05 Oktober 2007

Cikal Bakal Imam Diosesan Jakarta

(Bagian Ketiga dari Beberapa Tulisan)

Mgr. Petrus Willekens, SJ (1934—1952)-Vikaris Apostolik

Mgr. Adrianus Djajasepoetra, SJ (1953 – 1961)-Vikaris Apostolik

Pada 23 Juli 1934, Pastor Petrus Willekens, SJ diangkat sebagai Vikaris Apostolik VII oleh Paus Pius XI dan ditahbiskan menjadi Uskup di Katedral pada 3 Oktober 1934.[1] Di tengah masa kepemimpinannya beliau mengalami masa pendudukan Jepang.

Pada bulan 1941, Pemerintah Hindia Belanda mendapatkan tekanan berat dari Jepang agar mau bergabung dengan Wilayah Kemakmuran Bersama Asia Timur Raya. Selain itu, tanggal 14 Mei 1941, Jepang mengirimkan sebuah ultimatum kepada pemerintah Hindia Belanda agar pengaruh dan kehadiran Jepang dibiarkan di wilayah ini. Namun, tanggal 6 Juni 1941, perundingan antara Belanda dan Jepang ini gagal. Pemerintah Hindia Belanda menjawab bahwa tidak akan ada konsesi yang akan diberikan kepada Jepang. (Lih. Indonesia: Era Jepang. Wikipedia Indonesia Website, 2006).

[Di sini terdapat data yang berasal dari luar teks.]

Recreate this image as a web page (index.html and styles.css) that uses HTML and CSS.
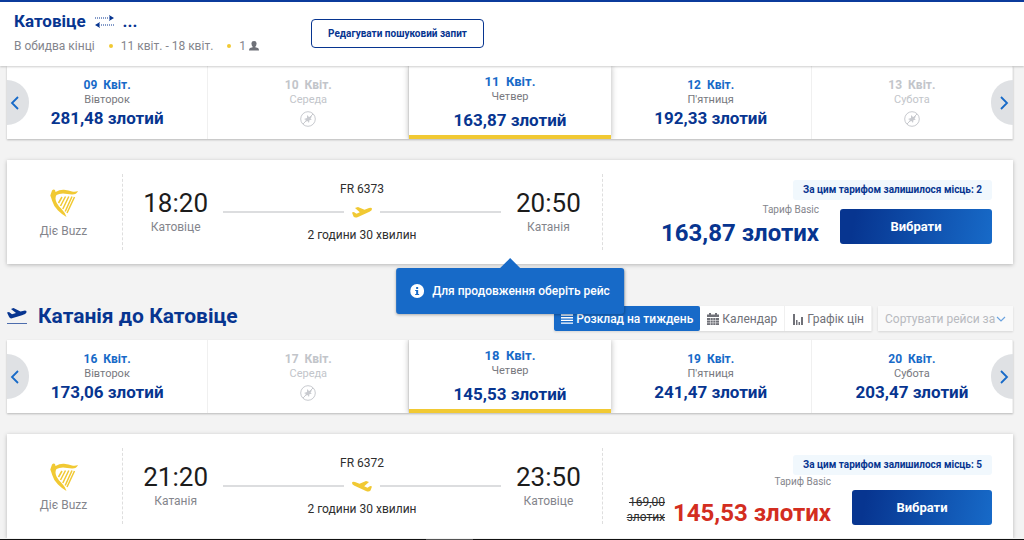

Hingga akhirnya, Jepang mulai menjajah pulau Indonesia dan berusaha merebut kekuasaan yang dimiliki Belanda pada bulan Februari 1942. Jepang mulai mengebom beberapa pulau di Indonesia, termasuk Batavia (9 Februari 1942).

Ketika Belanda menyerah, pasca April 1942, banyak orang Belanda diintenir pasukan Jepang, termasuk pastor, bruder, dan suster. Mereka dikirim ke kamp interniran Jepang. Sekitar bulan Agustus 1943, Jepang mulai mengambil alih perkebunan gula untuk menguasai produksi gula. Para manajer Eropa dikirim ke kamp interniran.

Berkat kelihaiannya mengangkat diri sebagai ‘Wakil Paus’, Mgr Willekens bersama sekretarisnya Pastor L. Zwaans, SJ tidak turut diintenir sehingga dapat memberikan pelayanan kepada umatnya. Tanpa memperhitungkan bahaya bagi dirinya, ia sering menghadapi para pembesar untuk membela hak asasi manusia.

Pada masa pendudukan Jepang ini, Mgr. Willekens mengusahakan agar rumah sakit dan sekolah-sekolah Katolik untuk tetap beroperasi dan tetap melayani umat Katolik. Situasi semacam ini menyebabkan gerak para imam Belanda terbatas dalam melayani umat di Batavia dan melihat adanya kebutuhan akan imam-imam (baru) pribumi di Jakarta.



[1] Dikutip dari artikel Para Gembala, Katedral Jakarta Website, 2006.